Dimitroff, the Atlanta Falcons general manager, praised the guy he just brought on board as his assistant general manager. Pioli, currently an analyst for NBC Sports Network and SiriusXM radio, joked he had at least one more week to criticize the Falcons before officially joining the team on Feb. 3.
The duo even had their drive to work Wednesday captured on video and displayed on the team's website.
Yes, everything seemed so perfect for a pair of guys who built their reputations while working with the New England Patriots. But what happens the first time Dimitroff and Pioli disagree on a draft prospect?
"The input, that's going to be something that just evolves and grows," Pioli said as Dimitroff nodded in agreement next to him. "I"m going to be, as Thomas keeps saying, a seat at the table. I don't know if it's a fat joke or what. But I'll be sitting at the table.

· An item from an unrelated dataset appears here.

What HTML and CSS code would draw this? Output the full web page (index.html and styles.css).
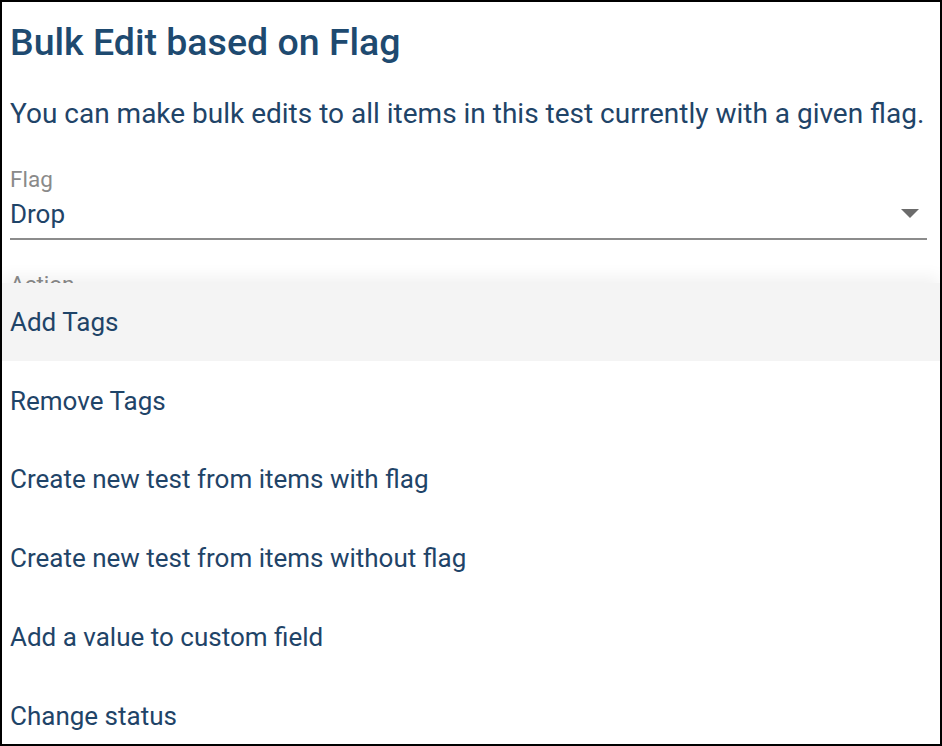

I just care about the food, not the input."
In other words, there won't be a power struggle here, despite Pioli having already served as the general manager of the now-successful Kansas City Chiefs before his one-year hiatus from the NFL.
"Scott and I have talked about working together again at another time," Dimitroff said. "We uncovered some very interesting things out in New England. And Scott, I learned a lot from him as a mentor as well as a co-worker and good friend. We've always spent a lot of time talking about football over the years. And it's just a great opportunity for Scott to really join us and help bolster the staff not only from the personnel standpoint, but from a very, very integral and important part and person at the table. Looking forward to having Scott's insight in many, many different areas of our organization."

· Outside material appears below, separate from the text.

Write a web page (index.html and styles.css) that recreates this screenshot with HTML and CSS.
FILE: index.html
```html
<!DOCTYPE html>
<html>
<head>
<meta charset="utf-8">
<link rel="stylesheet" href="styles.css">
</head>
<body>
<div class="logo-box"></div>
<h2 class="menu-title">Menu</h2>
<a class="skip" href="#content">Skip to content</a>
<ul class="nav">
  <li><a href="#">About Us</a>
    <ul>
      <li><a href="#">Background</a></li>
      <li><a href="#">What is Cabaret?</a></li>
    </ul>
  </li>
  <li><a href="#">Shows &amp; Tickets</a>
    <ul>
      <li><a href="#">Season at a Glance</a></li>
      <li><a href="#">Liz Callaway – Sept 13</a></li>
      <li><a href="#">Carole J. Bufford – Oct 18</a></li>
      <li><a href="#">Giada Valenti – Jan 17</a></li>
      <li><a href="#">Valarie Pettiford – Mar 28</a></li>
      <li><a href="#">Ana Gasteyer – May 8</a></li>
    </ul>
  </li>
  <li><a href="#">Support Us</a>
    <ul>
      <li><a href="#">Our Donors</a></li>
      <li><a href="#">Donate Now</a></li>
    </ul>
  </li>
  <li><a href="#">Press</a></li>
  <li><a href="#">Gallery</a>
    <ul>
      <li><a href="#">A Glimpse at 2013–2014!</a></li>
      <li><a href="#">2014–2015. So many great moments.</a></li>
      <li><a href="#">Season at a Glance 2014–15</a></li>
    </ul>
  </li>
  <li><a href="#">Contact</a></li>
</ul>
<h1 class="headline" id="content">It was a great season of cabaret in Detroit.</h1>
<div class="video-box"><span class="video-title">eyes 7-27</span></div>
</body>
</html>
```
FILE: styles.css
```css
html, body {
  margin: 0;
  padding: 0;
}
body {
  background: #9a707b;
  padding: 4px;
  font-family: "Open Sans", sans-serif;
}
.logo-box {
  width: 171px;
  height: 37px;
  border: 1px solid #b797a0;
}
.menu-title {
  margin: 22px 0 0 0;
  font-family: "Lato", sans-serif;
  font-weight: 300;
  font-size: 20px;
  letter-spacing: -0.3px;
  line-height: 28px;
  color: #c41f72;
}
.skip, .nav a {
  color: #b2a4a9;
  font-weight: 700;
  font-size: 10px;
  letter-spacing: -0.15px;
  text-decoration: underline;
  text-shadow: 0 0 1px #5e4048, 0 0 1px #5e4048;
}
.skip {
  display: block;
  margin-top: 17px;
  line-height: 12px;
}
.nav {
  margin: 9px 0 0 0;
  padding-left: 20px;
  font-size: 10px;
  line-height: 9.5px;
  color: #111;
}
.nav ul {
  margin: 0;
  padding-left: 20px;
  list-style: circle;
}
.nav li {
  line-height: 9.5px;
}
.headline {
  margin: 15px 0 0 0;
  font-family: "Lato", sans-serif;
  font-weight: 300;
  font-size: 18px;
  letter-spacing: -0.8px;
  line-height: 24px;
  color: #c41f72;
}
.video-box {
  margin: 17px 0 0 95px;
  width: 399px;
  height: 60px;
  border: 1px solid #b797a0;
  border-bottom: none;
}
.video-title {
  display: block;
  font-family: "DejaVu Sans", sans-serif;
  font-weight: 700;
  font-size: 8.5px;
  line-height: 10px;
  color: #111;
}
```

The Falcons obviously need another eye for talent, especially someone like Pioli with a strong background in discovering impact offensive and defensive linemen. He was New England's vice president of player personnel for three Super Bowls and worked alongside Dimitroff, who was the Patriots' director of college scouting. Pioli's ability to evaluate draft talent speaks for itself, although his résumé in terms of free agency isn't flawless.

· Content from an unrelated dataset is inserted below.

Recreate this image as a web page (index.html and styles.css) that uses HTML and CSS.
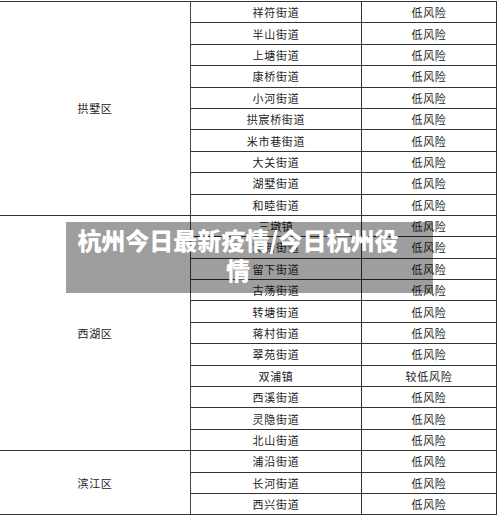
FILE: index.html
```html
<!DOCTYPE html>
<html lang="zh-CN">
<head>
<meta charset="utf-8">
<link rel="stylesheet" href="styles.css">
</head>
<body>
<div class="page">
  <table class="risk">
    <tbody>
      <tr><td class="district" rowspan="10">拱墅区</td><td class="street">祥符街道</td><td class="level">低风险</td></tr>
      <tr><td class="street">半山街道</td><td class="level">低风险</td></tr>
      <tr><td class="street">上塘街道</td><td class="level">低风险</td></tr>
      <tr><td class="street">康桥街道</td><td class="level">低风险</td></tr>
      <tr><td class="street">小河街道</td><td class="level">低风险</td></tr>
      <tr><td class="street">拱宸桥街道</td><td class="level">低风险</td></tr>
      <tr><td class="street">米市巷街道</td><td class="level">低风险</td></tr>
      <tr><td class="street">大关街道</td><td class="level">低风险</td></tr>
      <tr><td class="street">湖墅街道</td><td class="level">低风险</td></tr>
      <tr><td class="street">和睦街道</td><td class="level">低风险</td></tr>
      <tr><td class="district" rowspan="11">西湖区</td><td class="street">三墩镇</td><td class="level">低风险</td></tr>
      <tr><td class="street">文新街道</td><td class="level">低风险</td></tr>
      <tr><td class="street">留下街道</td><td class="level">低风险</td></tr>
      <tr><td class="street">古荡街道</td><td class="level">低风险</td></tr>
      <tr><td class="street">转塘街道</td><td class="level">低风险</td></tr>
      <tr><td class="street">蒋村街道</td><td class="level">低风险</td></tr>
      <tr><td class="street">翠苑街道</td><td class="level">低风险</td></tr>
      <tr><td class="street">双浦镇</td><td class="level">较低风险</td></tr>
      <tr><td class="street">西溪街道</td><td class="level">低风险</td></tr>
      <tr><td class="street">灵隐街道</td><td class="level">低风险</td></tr>
      <tr><td class="street">北山街道</td><td class="level">低风险</td></tr>
      <tr><td class="district" rowspan="3">滨江区</td><td class="street">浦沿街道</td><td class="level">低风险</td></tr>
      <tr><td class="street">长河街道</td><td class="level">低风险</td></tr>
      <tr><td class="street">西兴街道</td><td class="level">低风险</td></tr>
    </tbody>
  </table>
  <div class="caption">杭州今日最新疫情/今日杭州役情</div>
</div>
</body>
</html>
```

FILE: styles.css
```css
html, body {
  margin: 0;
  padding: 0;
  background: #fff;
}

.page {
  position: relative;
  width: 500px;
  height: 516px;
  overflow: hidden;
  padding-top: 1px;
  box-sizing: border-box;
}

.risk {
  border-collapse: collapse;
  width: 497px;
  table-layout: fixed;
  font-family: "Noto Sans CJK SC", "Noto Sans", sans-serif;
  font-size: 11px;
  letter-spacing: 0.7px;
  color: #222;
  border-top: 1px solid #666;
  border-bottom: 1px solid #666;
}

.risk td {
  height: 20.4px;
  padding: 0;
  text-align: center;
  vertical-align: middle;
  line-height: 14px;
  border-top: 1px solid #333;
  border-bottom: 1px solid #333;
}

.risk .district {
  width: 190px;
  border-right: 1px solid #444;
}

.risk .street {
  width: 170px;
  border-right: 1px solid #333;
}

.risk .level {
  border-right: 1px solid #333;
}

.caption {
  position: absolute;
  left: 66px;
  top: 222px;
  width: 367px;
  height: 71px;
  box-sizing: border-box;
  padding: 3px 32px 0 9px;
  background: rgba(0, 0, 0, 0.38);
  color: #fff;
  font-family: "Noto Sans CJK SC", "Noto Sans", sans-serif;
  font-weight: 900;
  font-size: 24px;
  line-height: 30px;
  text-align: center;
}
```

Pioli built a contender in Kansas City during four seasons and left behind Pro Bowl players such as Eric Berry, Justin Houston, Dontari Poe and Dexter McCluster. But the Chiefs and Pioli parted ways last January after a taxing season, marred by the suicide of Jovan Belcher right in front of both Pioli and then-head coach Romeo Crennel.
Part of the problem with Pioli in Kansas City was the knock on him for being controlling. Being a member of the media for the past year has helped him realize that flaw.
"When you get in these jobs, sometimes you're so focused on what you need to do and representing and protecting the institution, organization that you work for," Pioli explained. "And sometimes, in my case in particular, I have found that I need to be a little more open-minded about certain things. And I will be."
Asked if his goal is to become a general manager again one day, Pioli came back with a quick response: "My goal is to win a championship with the Atlanta Falcons."